## OBJECTIVE
In the records that follow, show each line where the word "this" is present.

## PROVIDED DATA
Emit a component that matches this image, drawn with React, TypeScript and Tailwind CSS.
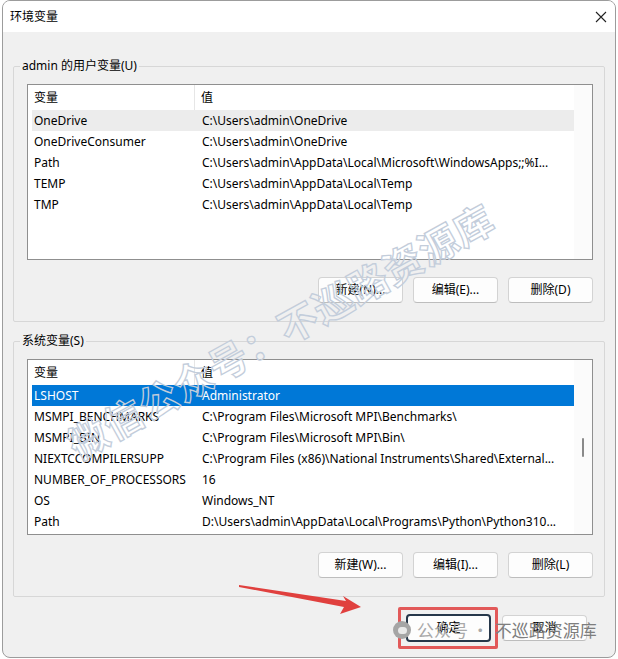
--
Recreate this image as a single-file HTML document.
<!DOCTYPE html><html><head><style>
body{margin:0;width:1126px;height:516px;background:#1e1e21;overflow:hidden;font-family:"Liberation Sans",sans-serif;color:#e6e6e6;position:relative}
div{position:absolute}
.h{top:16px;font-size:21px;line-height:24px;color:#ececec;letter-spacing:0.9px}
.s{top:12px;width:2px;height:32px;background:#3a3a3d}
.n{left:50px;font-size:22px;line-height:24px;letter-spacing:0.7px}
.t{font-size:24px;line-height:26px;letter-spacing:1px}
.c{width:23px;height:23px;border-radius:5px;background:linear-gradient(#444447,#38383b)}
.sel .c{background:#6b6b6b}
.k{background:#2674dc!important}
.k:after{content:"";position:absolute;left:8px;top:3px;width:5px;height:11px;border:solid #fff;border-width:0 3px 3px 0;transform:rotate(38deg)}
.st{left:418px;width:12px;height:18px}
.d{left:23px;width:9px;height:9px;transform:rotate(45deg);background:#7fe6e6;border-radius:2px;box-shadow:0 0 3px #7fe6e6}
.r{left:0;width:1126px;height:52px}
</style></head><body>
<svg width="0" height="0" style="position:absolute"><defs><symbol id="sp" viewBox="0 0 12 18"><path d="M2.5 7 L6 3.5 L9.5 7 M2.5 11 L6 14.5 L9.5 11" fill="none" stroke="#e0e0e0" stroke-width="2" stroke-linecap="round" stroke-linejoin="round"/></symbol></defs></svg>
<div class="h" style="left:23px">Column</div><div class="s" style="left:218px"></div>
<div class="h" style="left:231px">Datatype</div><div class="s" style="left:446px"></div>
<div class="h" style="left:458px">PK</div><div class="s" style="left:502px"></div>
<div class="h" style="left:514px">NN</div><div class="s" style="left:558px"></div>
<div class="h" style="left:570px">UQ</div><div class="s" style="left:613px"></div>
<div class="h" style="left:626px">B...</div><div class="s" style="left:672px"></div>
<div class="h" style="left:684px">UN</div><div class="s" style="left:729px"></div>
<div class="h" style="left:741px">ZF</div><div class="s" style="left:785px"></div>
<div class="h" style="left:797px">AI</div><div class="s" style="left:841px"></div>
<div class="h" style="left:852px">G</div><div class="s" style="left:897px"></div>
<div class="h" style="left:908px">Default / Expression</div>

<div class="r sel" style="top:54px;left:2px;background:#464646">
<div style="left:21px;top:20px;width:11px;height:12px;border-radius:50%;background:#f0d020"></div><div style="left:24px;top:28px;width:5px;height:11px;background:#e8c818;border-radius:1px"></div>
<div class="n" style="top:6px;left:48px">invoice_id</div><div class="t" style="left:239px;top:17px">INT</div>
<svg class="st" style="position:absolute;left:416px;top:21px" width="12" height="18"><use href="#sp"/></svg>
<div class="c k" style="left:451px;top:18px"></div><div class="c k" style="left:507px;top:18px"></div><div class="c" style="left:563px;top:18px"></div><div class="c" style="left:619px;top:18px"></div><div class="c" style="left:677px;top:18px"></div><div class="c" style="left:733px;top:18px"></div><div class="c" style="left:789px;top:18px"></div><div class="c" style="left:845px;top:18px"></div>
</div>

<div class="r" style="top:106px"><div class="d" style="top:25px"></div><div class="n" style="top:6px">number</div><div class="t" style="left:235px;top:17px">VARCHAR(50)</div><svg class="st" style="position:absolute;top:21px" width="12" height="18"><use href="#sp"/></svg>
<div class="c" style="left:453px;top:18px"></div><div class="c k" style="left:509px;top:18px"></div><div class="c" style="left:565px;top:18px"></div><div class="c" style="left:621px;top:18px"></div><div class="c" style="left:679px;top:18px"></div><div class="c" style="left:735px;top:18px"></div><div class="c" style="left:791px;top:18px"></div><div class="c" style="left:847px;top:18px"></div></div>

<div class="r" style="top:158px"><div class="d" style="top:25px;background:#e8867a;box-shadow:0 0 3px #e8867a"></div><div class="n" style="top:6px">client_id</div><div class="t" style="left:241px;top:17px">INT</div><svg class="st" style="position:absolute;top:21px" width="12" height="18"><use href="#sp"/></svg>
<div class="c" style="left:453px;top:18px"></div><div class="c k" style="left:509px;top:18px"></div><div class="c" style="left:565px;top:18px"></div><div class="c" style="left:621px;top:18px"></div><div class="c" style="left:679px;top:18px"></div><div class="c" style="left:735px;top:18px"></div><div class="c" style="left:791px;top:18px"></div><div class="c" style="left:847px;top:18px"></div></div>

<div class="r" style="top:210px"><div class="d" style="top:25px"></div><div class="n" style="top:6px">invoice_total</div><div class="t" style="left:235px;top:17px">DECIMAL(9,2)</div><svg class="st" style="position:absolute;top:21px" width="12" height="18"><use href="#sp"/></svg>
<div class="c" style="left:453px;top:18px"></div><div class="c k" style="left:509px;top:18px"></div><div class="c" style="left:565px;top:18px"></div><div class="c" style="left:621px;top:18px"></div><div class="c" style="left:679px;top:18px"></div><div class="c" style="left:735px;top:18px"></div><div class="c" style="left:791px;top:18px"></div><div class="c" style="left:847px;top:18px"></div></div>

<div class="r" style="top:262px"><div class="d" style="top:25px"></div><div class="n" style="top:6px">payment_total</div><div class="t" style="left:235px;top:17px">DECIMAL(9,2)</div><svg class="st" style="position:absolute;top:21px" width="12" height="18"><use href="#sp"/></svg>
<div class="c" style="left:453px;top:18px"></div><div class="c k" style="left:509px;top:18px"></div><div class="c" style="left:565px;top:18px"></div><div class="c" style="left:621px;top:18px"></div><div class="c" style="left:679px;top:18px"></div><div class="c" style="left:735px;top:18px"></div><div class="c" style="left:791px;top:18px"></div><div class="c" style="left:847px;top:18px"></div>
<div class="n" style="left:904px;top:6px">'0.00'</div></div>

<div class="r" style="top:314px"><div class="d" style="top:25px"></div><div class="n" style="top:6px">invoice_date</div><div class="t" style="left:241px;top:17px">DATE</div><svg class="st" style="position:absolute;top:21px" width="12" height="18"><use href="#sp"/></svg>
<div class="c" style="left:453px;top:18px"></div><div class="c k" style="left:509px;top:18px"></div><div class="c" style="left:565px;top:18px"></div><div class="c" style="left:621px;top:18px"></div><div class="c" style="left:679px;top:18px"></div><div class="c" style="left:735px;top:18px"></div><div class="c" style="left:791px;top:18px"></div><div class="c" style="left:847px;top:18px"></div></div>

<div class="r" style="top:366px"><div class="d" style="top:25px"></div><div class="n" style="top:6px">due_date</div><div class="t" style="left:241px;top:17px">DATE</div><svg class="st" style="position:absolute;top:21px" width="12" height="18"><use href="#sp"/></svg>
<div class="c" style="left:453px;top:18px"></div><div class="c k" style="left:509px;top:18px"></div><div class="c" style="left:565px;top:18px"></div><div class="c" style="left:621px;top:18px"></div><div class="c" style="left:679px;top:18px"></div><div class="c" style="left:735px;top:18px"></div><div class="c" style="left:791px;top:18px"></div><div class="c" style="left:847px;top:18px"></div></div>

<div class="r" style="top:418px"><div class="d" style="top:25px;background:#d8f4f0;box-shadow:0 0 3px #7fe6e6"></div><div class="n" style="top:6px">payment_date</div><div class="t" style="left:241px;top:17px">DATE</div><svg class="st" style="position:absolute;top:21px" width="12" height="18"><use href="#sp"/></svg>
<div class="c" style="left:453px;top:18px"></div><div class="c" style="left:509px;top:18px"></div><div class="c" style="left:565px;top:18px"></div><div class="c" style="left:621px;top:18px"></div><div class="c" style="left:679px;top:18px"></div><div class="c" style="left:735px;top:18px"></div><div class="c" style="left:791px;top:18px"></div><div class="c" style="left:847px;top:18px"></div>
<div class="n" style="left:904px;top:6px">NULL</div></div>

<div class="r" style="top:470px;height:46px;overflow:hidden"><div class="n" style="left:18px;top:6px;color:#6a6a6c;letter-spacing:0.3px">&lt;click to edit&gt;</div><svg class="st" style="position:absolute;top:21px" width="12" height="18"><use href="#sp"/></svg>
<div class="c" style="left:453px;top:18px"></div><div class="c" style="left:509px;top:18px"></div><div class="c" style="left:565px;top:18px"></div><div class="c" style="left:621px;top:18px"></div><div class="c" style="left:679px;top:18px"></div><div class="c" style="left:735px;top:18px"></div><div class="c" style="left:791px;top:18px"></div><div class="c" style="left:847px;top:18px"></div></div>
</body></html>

## ANSWER TO THE PROBLEM
Emit a component that matches this image, drawn with React, TypeScript and Tailwind CSS.
Recreate this image as a single-file HTML document.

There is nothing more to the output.